Scalable architecture for trapped-ion quantum computing using RF traps and dynamic optical potentials

TL;DR

This paper introduces a scalable ion-trap quantum computing architecture using dynamic optical potentials to segment large ion crystals into manageable, nearly independent quantum registers, enabling high-fidelity, parallel operations and reconfigurability.

Contribution

The proposed architecture overcomes scaling issues in ion-trap quantum computing by dynamically segmenting ion crystals, facilitating parallel gates and connectivity in large-scale systems.

Findings

Enables parallel entangling gates on segmented ion registers

Provides a protocol to mitigate crosstalk errors

Supports both fault-tolerant and analog quantum computing

Abstract

Qubits based on ions trapped in linear radio-frequency traps form a successful platform for quantum computing, due to their high fidelity of operations, all-to-all connectivity and degree of local control.
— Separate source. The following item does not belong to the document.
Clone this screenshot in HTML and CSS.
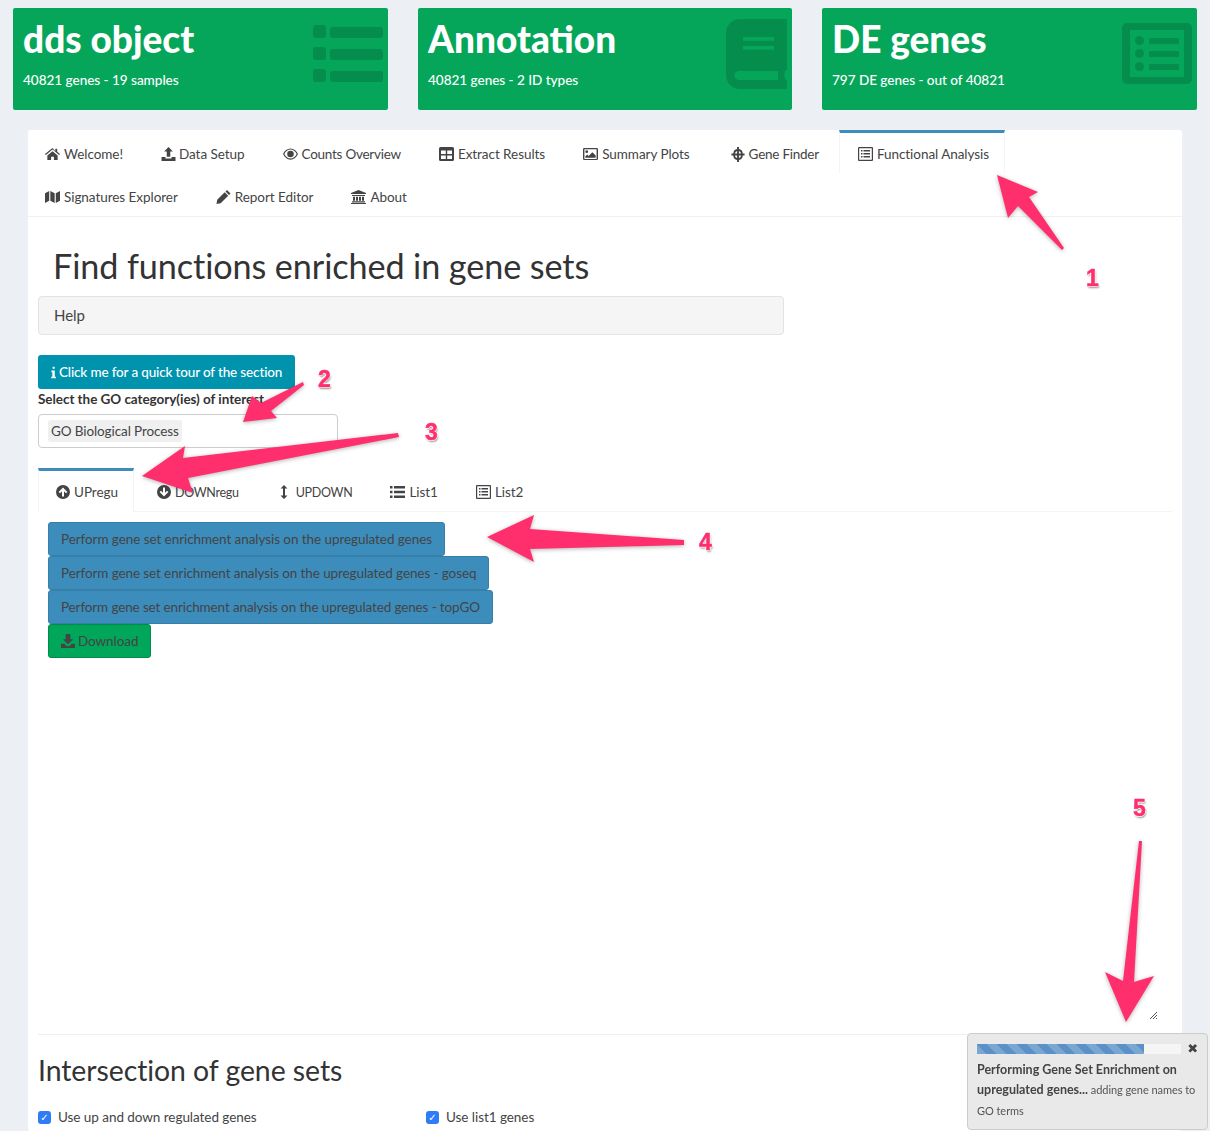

In principle there is no fundamental limit to the number of ion-based qubits that can be confined in a single 1D register. However, in practice there are two main issues associated with long trapped-ion crystals, that stem from the 'softening' of their modes of motion, upon scaling up: high heating rates of the ions' motion, and a dense motional spectrum; both impede the performance of high-fidelity qubit operations. Here we propose a holistic, scalable architecture for quantum computing with large ion-crystals that overcomes these issues. Our method relies on dynamically-operated optical potentials, that instantaneously segment the ion-crystal into cells of a manageable size. We show that these cells behave as nearly independent quantum registers, allowing for parallel entangling gates on all cells. The ability to reconfigure the optical potentials guarantees connectivity across the full ion-crystal, and also enables efficient mid-circuit measurements. We study the implementation of large-scale parallel multi-qubit entangling gates that operate simultaneously on all cells, and present a protocol to compensate for crosstalk errors, enabling full-scale usage of an extensively large register. We illustrate that this architecture is advantageous both for fault-tolerant digital quantum computation and for analog quantum simulations.